When I was her age, I thought I was fat too. And I weighed 100 pounds. I can’t imagine what it is like for a girl who isn’t fat to be publicly told she is in such a crude and inhuman matter.
No longer being so small, I have now finally realized that it is not what I weigh that makes me feel fat, it’s the culture around me that does. If I thought I was fat them- all 100 pounds of me- when will I be thin enough not to feel fat? I hope other women can gain that kind of insight and get off of the self-hate treadmill.
I’ve lived in Paris for three years now and I’ve been told I’m too heavy by a doctor (I’m a size 4 in the US) and I’ve also been told I have too much muscle for a woman (by a trainer at the gym).
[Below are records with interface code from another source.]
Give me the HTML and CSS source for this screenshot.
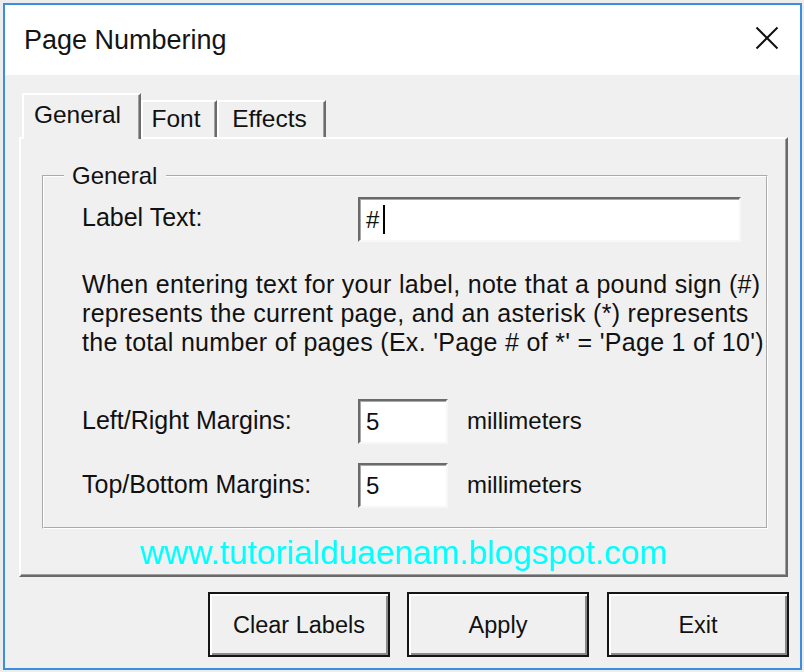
FILE: index.html
```html
<!DOCTYPE html>
<html>
<head>
<meta charset="utf-8">
<title>Page Numbering</title>
<link rel="stylesheet" href="styles.css">
</head>
<body>
<div class="window">
  <div class="titlebar">
    <span class="title">Page Numbering</span>
    <svg class="close" width="24" height="24" viewBox="0 0 24 24"><path d="M1.5 1.5 L22.5 22.5 M22.5 1.5 L1.5 22.5" stroke="#111" stroke-width="2" fill="none"/></svg>
  </div>
  <div class="client">
    <div class="tabs">
      <div class="tab active">General</div>
      <div class="tab tab-font">Font</div>
      <div class="tab tab-effects">Effects</div>
    </div>
    <div class="panel">
      <fieldset class="group">
        <legend>General</legend>
        <div class="group-body">
          <div class="row">
            <span class="lbl lbl-first">Label Text:</span>
            <div class="field wide">#<span class="caret"></span></div>
          </div>
          <p class="note">When entering text for your label, note that a pound sign (#)<br>represents the current page, and an asterisk (*) represents<br>the total number of pages (Ex. 'Page # of *' = 'Page 1 of 10')</p>
          <div class="row row-margin">
            <span class="lbl">Left/Right Margins:</span>
            <div class="field short">5</div>
            <span class="unit">millimeters</span>
          </div>
          <div class="row row-margin2">
            <span class="lbl">Top/Bottom Margins:</span>
            <div class="field short">5</div>
            <span class="unit">millimeters</span>
          </div>
        </div>
      </fieldset>
      <div class="url">www.tutorialduaenam.blogspot.com</div>
    </div>
    <div class="buttons">
      <div class="btn">Clear Labels</div>
      <div class="btn">Apply</div>
      <div class="btn btn-exit">Exit</div>
    </div>
  </div>
</div>
</body>
</html>
```
FILE: styles.css
```css
html, body {
  margin: 0;
  padding: 0;
  background: #ededed;
}

.window {
  margin: 3px 0 0 3px;
  width: 799px;
  box-sizing: border-box;
  border: 2px solid #3a8fe0;
  background: #f0f0f0;
  display: flex;
  flex-direction: column;
  font-family: "Liberation Sans", Arial, sans-serif;
  color: #111;
}

.titlebar {
  height: 70px;
  background: #fff;
  display: flex;
  align-items: center;
  justify-content: space-between;
  padding: 0 21px 0 19px;
}

.title {
  font-size: 27px;
  line-height: 30px;
  color: #141414;
}

.close {
  display: block;
  margin-bottom: 4px;
}

.client {
  padding: 18px 12px 11px 14px;
  display: flex;
  flex-direction: column;
}

.tabs {
  display: flex;
  align-items: flex-end;
  padding-left: 3px;
}

.tab {
  box-sizing: border-box;
  height: 37px;
  border-top: 2px solid #fff;
  border-left: 2px solid #fff;
  border-right: 2px solid #6b6b6b;
  box-shadow: inset -1px 0 0 #a0a0a0;
  background: #f0f0f0;
  font-size: 24.5px;
  line-height: 33px;
  text-align: center;
  padding-right: 4px;
}

.tab.active {
  width: 119px;
  height: 46px;
  line-height: 39px;
  margin-bottom: -2px;
  position: relative;
  z-index: 1;
  padding-right: 8px;
}

.tab-font {
  width: 76px;
  padding-right: 6px;
}

.tab-effects {
  width: 109px;
}

.panel {
  border: 2px solid;
  border-color: #fff #696969 #696969 #fff;
  box-shadow: inset -1px -1px 0 #a0a0a0;
  padding: 24px 0 3px 0;
}

.group {
  margin: 0 18px 0 21px;
  padding: 0;
  border: 2px groove #fff;
  min-width: 0;
}

.group legend {
  margin-left: 20px;
  padding: 0 9px 0 8px;
  font-size: 24px;
  line-height: 26px;
}

.group-body {
  padding: 8px 0 19px 38px;
}

.row {
  display: flex;
  align-items: center;
  height: 45px;
}

.row-margin {
  margin-top: 42px;
}

.row-margin2 {
  margin-top: 19px;
}

.lbl {
  width: 276px;
  font-size: 25px;
  line-height: 43px;
  padding-bottom: 2px;
  flex: none;
}

.lbl-first {
  line-height: 41px;
  padding-bottom: 4px;
}

.field {
  box-sizing: border-box;
  height: 45px;
  background: #fff;
  border: 2px solid;
  border-color: #6a6a6a #f7f7f7 #f7f7f7 #6a6a6a;
  box-shadow: inset 1px 1px 0 #a8a8a8;
  font-size: 24px;
  line-height: 41px;
  padding-left: 6px;
  display: flex;
  align-items: center;
  color: #111;
}

.wide {
  width: 383px;
}

.short {
  width: 90px;
}

.caret {
  display: inline-block;
  width: 2px;
  height: 29px;
  background: #000;
  margin-left: 4px;
}

.unit {
  margin-left: 19px;
  font-size: 24px;
  line-height: 43px;
  padding-bottom: 2px;
}

.note {
  margin: 28px 0 0 0;
  font-size: 25px;
  line-height: 29px;
  letter-spacing: 0.3px;
}

.url {
  margin-top: 5px;
  font-size: 33.4px;
  line-height: 38px;
  text-align: center;
  color: #00ffff;
}

.buttons {
  display: flex;
  justify-content: flex-end;
  gap: 17px;
  margin: 15px -1px 0 0;
}

.btn {
  box-sizing: border-box;
  width: 182px;
  height: 65px;
  border: 2px solid #151515;
  box-shadow: inset 2px 2px 0 #fff, inset -2px -2px 0 #8a8a8a;
  background: #f0f0f0;
  font-size: 23.5px;
  line-height: 63px;
  text-align: center;
}

.btn-exit {
  margin-left: 1px;
}
```
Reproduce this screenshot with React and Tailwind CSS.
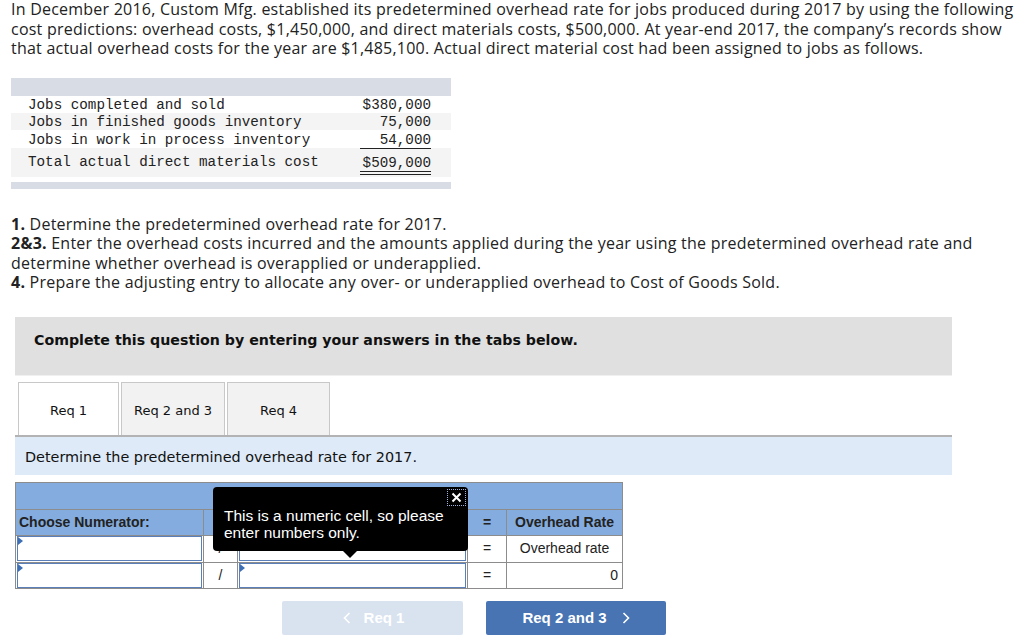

I’ve also had to argue with saleswomen who can’t believe I fit into certain skirts or pants with my heavy legs (I was an athlete in high school and college). I’ve also been scolded by French acquaintances for eating too much bread or pasta or dessert.
While French society (perhaps more specifically Parisian society) has seemingly ridiculous expectations for women’s and men’s bodies, I don’t find it to be any worse here than in the US or elsewhere. It’s just different. Societies throughout the world use women’s bodies as symbols to signify politics, traditions, religion, cultural beliefs, etc. The ideal beauty standard in Paris seems to be a thinness and lightness that represents not just beauty but wealth, class, and intellectualism — which is why, after my gym experience, a friend reminded me that muscle development is still seen in Paris as something that is low brow or from the country. Although, I think you can see this changing a bit.
I think that’s why I read the above quote not as the magazine calling Miley Cyrus fat, but as a warning that the gym will not help her lose weight — she’ll build muscle instead.
Of course, I firmly believe it’s horrible that magazines, pundits, blogs, etc. anywhere on the planet feel it within their purview to critique the bodies of women and men.
I feel bad for all you girls who’ve had strange men coming up to you in Paris and telling you you’ll get fat for eating a muffin when you’re probably half my size (12)…. All I had was constant offers for dates.
I just came across this article. I think this might be a problem in Paris, which is the fashion capital par excellence, but you should come to Alsace.
My boyfriend is from this beautiful region and when I was introduced to his family I was so scared they would get all judgemental because at that time I had a couple extra pounds. To my surprise, his mother is fat (like really fat, not that size 40 “fat”) and his father is slightly overweight. Also, I’m thinner than most of the girls I have met around here, and I often get told that I don’t eat enough, even though I have a perfectly healthy diet.
Moral of the story: don’t say “France” when you actually mean “Paris”.
Uh clearly the guy was just trying to chat you up. Not a great line, though.